Yes, if you are not confident that you can keep a trade secret then the patent becomes the better option. (Isn't that what I said before?) "Greater than 50% chance" is not what I would call "confident". It doesn't change the fact that patents only have a positive net expected value to the recipient in the situations where the public is expected to lose by granting a patent rather than having the knowledge kept as a trade secret for a time. The interests of the applicant and the public are diametrically opposed; if the patent applicant wins, the public loses.
>Yes, if you are not confident that you can keep a trade secret then the patent becomes the better option. (Isn't that what I said before?) "Greater than 50% chance" is not what I would call "confident".
Change it to any arbitrary likelihood below 1. The expected value of a drug during the length of the patent maybe arbitrarily greater than the expected value of a drug after that time period due to reasons other than duplication (alternative unrelated treatments etc..). If it is expected that drug will make nearly all of its total value during the length of the patent, then even a 1% chance of duplication means that the expected value of taking a patent is higher.
Such an extreme disparity between expected value during the patent length and after isn't even necessary when you factor in the additional costs of attempting to maintain a trade secret.
>It doesn't change the fact that patents only have a positive net expected value to the recipient in the situations where the public is expected to lose by granting a patent rather than having the knowledge kept as a trade secret for a time. The interests of the applicant and the public are diametrically opposed; if the patent applicant wins, the public loses.
This is wrong because it ignores the additional costs (both direct and indirect) of maintaining the trade secret.
>We've granted a 20-year monopoly
Minor point--most drug patents have an effective date of about 10 years because of the time it takes to bring a drug to market.
>Maintaining tight control over the distribution of the drug only gets you so far, especially when the underlying research is already public knowledge.

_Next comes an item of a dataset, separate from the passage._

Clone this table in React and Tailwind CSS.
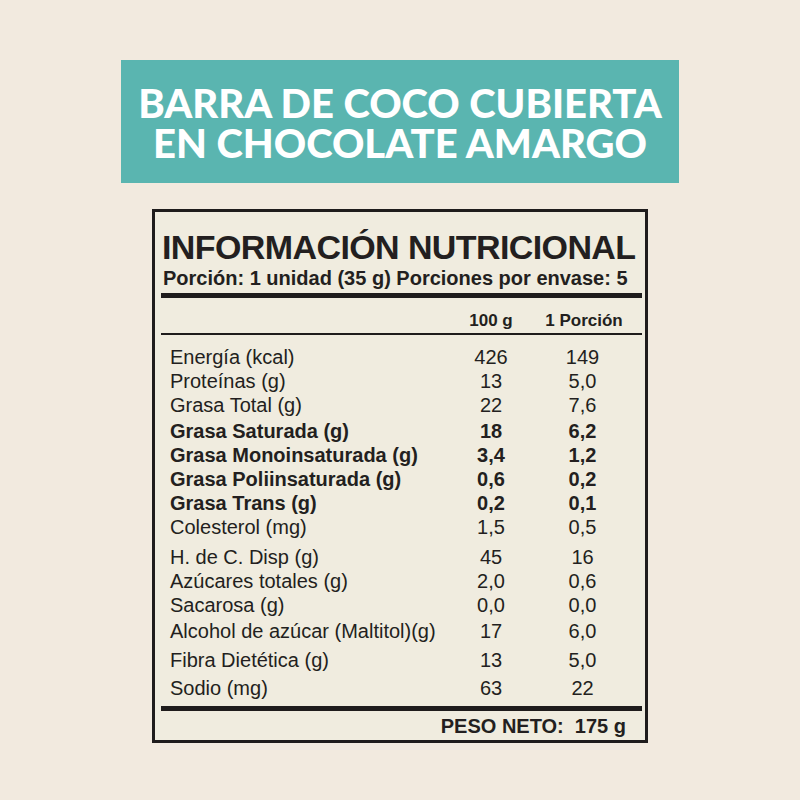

Without the potential benefit of patent protection, we'd almost certainly see research become less open to begin with.
>Trade secrets, unlike patents, don't block independent discovery, and only the rarest and most expensive drugs would warrant complete control over the supply chain.
Probably, but those drugs would become immensely more expensive, or the reward available to an individual company for developing them would go down. Every novel drug would likely warrant some extra level of control (and expense).
>though it would reduce the profitability of individual pharmaceutical companies.
The direct cost of maintaining trade secrets would effectively act as a tax on all pharmaceutical companies doing novel drug development. As would the direct cost caused by duplication of drugs during what would have been the patent protection period. Add in the indirect cost of decreased openness, and the only way to maintain the exact same level of drug research we have today without patents would be to increase public funding for drug development.
I think that's probably a better system to be honest.
The problem is that when patents are no longer an option trade secrets (or public funding) become essentially the only viable option to pay for the majority of drug research.
If a drug is unique and desirable, forcing doctors, suppliers and patients into contracts that don't allow reverse engineering is the most likely outcome. In extreme cases drug companies could require patients to only be treated in a doctor's office.
In the case of drugs that can't be kept secret, given the time and effort necessary to develop, much of the economic incentive for that research evaporates.
>Patents are thus only viable for those things which would not be expected to remain secret.
That's not how the math works outs. You can easily construct a counter example where a drug has a greater than 50% chance of remaining secret during the length of the patent, yet taking the patent has a greater expected value.